Once the deal is done and the money is in the bank, Vukile plans to deploy capital into various opportunities that they already have in the pipeline. They will target higher growth shopping centres that will be earnings accretive to Castellana and Vukile.


Nibbles:

  • Director dealings:
    • Nictus (JSE: NCS) announced that directors and their associates bought shares worth just over R2.5 million.
  • Independent directors churn all the time on the JSE, so I don’t mention appointments and resignations unless they reflect a change in strategic direction or relate to a change in the chair / lead independent director. At Purple Group (JSE: PPE), Happy Ntshingila has returned as chairperson after completing his pupillage and bar examinations.

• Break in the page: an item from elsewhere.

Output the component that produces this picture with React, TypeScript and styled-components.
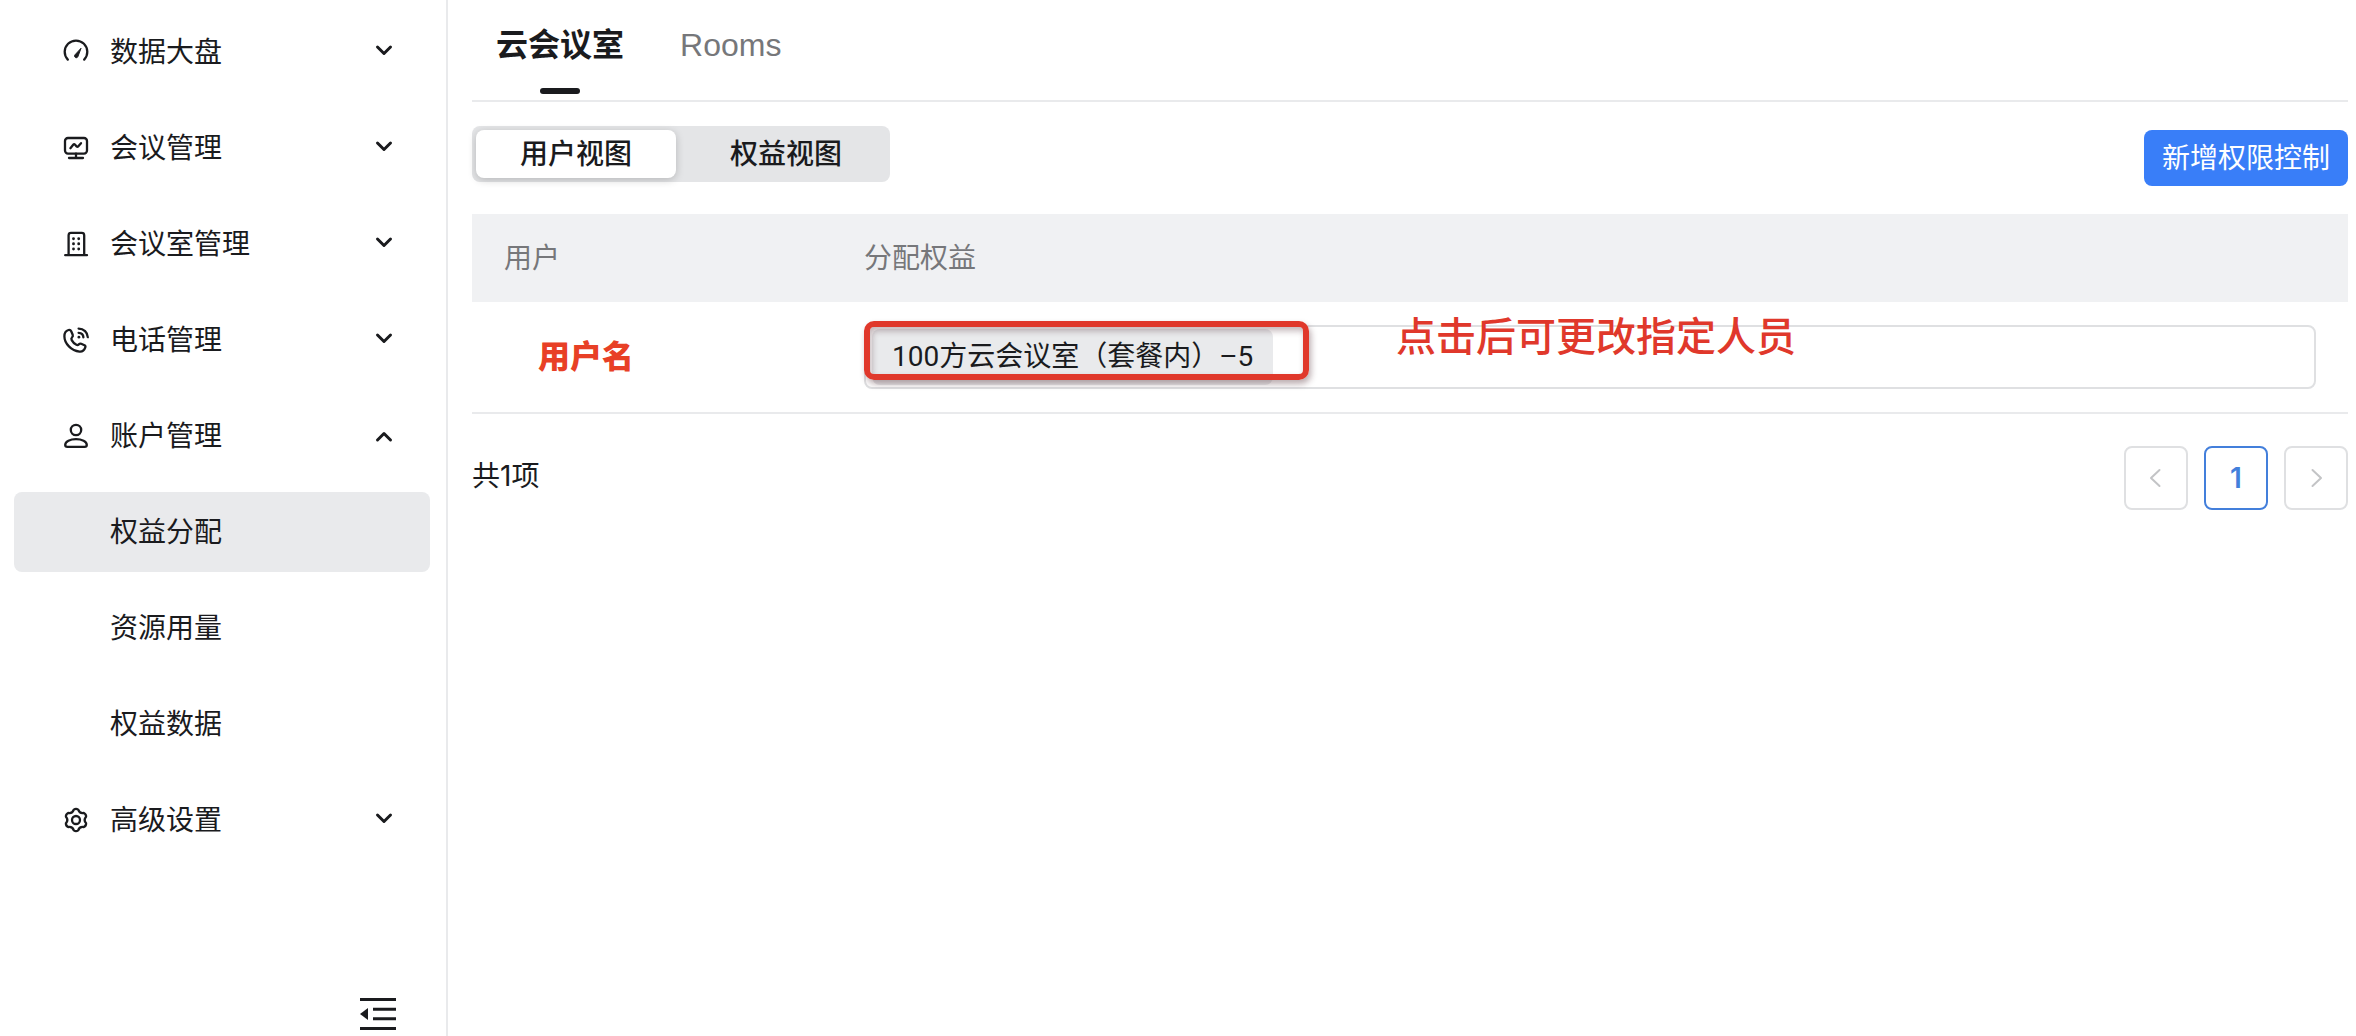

  • Trustco (JSE: TTO) is suspended from trading and continues to be deep in the “never a dull moment” bucket. A significant shareholder, Riskowitz Value Fund, is trying to get rid of the current board. The latest is that Trustco has now said that the Legal Shield Holdings transaction, which led to Riskowitz being issued 200 million Trustco shares, is invalid. If they can get that legal angle right, then it would rip away voting power from Riskowitz and make everything much harder in terms of the board changes. My money is nowhere near this thing and I plan to keep it that way.